== DATA SHOWN
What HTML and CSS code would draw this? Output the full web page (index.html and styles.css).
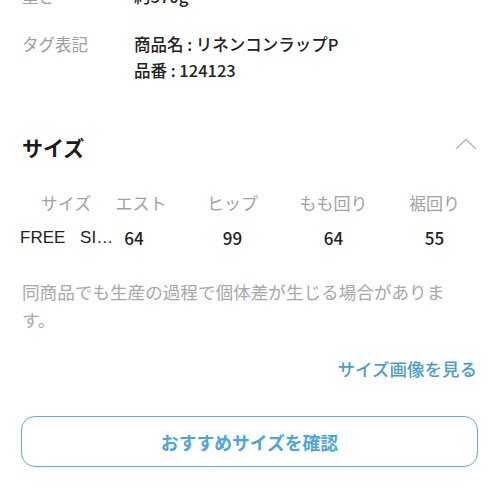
FILE: index.html
```html
<!DOCTYPE html>
<html lang="ja">
<head>
<meta charset="utf-8">
<link rel="stylesheet" href="styles.css">
</head>
<body>
<div class="page">
  <div class="specs">
    <div class="spec-row">
      <div class="spec-label">重さ</div>
      <div class="spec-value">約370g</div>
    </div>
    <div class="spec-row">
      <div class="spec-label">タグ表記</div>
      <div class="spec-value">商品名 : リネンコンラップP<br>品番 : 124123</div>
    </div>
  </div>

  <div class="section-head">
    <h2 class="section-title">サイズ</h2>
    <svg class="chevron" width="22" height="12" viewBox="0 0 22 12"><path d="M1 11 L11 1.5 L21 11" fill="none" stroke="#b5b5b5" stroke-width="1.4"/></svg>
  </div>

  <div class="size-table">
    <div class="cell head c1">サイズ</div>
    <div class="cell head c2">エスト</div>
    <div class="cell head c3">ヒップ</div>
    <div class="cell head">もも回り</div>
    <div class="cell head">裾回り</div>
    <div class="cell data c1 name">FREE SIZE</div>
    <div class="cell data c2 num2">64</div>
    <div class="cell data c3">99</div>
    <div class="cell data">64</div>
    <div class="cell data">55</div>
  </div>

  <p class="note">同商品でも生産の過程で個体差が生じる場合があります。</p>

  <div class="link-row"><a class="size-link">サイズ画像を見る</a></div>

  <button class="reco-btn">おすすめサイズを確認</button>
</div>
</body>
</html>
```
FILE: styles.css
```css
html, body {
  margin: 0;
  padding: 0;
  background: #ffffff;
}
body {
  font-family: "Noto Sans CJK JP", "Noto Sans", sans-serif;
  color: #222222;
}
.page {
  padding: 0 22px 0 22px;
  width: 500px;
  box-sizing: border-box;
  overflow: hidden;
  height: 500px;
}
.specs {
  margin-top: -17px;
  display: flex;
  flex-direction: column;
  gap: 22px;
}
.spec-row {
  display: grid;
  grid-template-columns: 112px 1fr;
  font-size: 16.5px;
  line-height: 26px;
}
.spec-label {
  color: #9e9e9e;
}
.spec-value {
  color: #222222;
  font-weight: 500;
}
.section-head {
  margin-top: 49px;
  display: flex;
  justify-content: space-between;
  align-items: center;
  height: 30px;
}
.section-title {
  margin: 0;
  font-size: 21px;
  font-weight: 700;
  line-height: 30px;
  color: #1a1a1a;
}
.chevron {
  margin-right: 1px;
  margin-top: -6px;
}
.size-table {
  margin-top: 23px;
  margin-left: -2px;
  display: grid;
  grid-template-columns: 94px 54px 115px 101px 101px;
  grid-auto-rows: 35px;
}
.cell {
  display: flex;
  align-items: center;
  justify-content: center;
  font-size: 17px;
  white-space: nowrap;
}
.head {
  color: #a3a3a3;
}
.data {
  color: #222222;
  font-weight: 500;
}
.c1.head {
  padding-right: 2px;
}
.c3 {
  padding-left: 14px;
}
.num2 {
  padding-right: 14px;
}
.name {
  display: block;
  overflow: hidden;
  text-overflow: ellipsis;
  text-align: left;
  line-height: 35px;
  font-family: "Liberation Sans", Arial, sans-serif;
  word-spacing: 10px;
}
.note {
  margin: 23px 0 0 0;
  width: 440px;
  font-size: 17.6px;
  line-height: 28px;
  color: #a8a8a8;
}
.link-row {
  margin-top: 23px;
  display: flex;
  justify-content: flex-end;
  line-height: 24px;
}
.size-link {
  font-size: 17.5px;
  font-weight: 500;
  color: #4d9dcc;
  margin-right: 1px;
}
.reco-btn {
  display: block;
  margin-top: 35px;
  margin-left: -1px;
  width: 457px;
  height: 51px;
  border: 1.2px solid #67a9cc;
  border-radius: 14px;
  background: #ffffff;
  font-family: "Noto Sans CJK JP", sans-serif;
  font-size: 17.8px;
  font-weight: 700;
  color: #4ea5d9;
}
```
====
◆ **SET PROBLEM**: Pick out every line of the listing containing the word "index", and show those lines.

◆ **WRITTEN SOLUTION**:
What HTML and CSS code would draw this? Output the full web page (index.html and styles.css).
FILE: index.html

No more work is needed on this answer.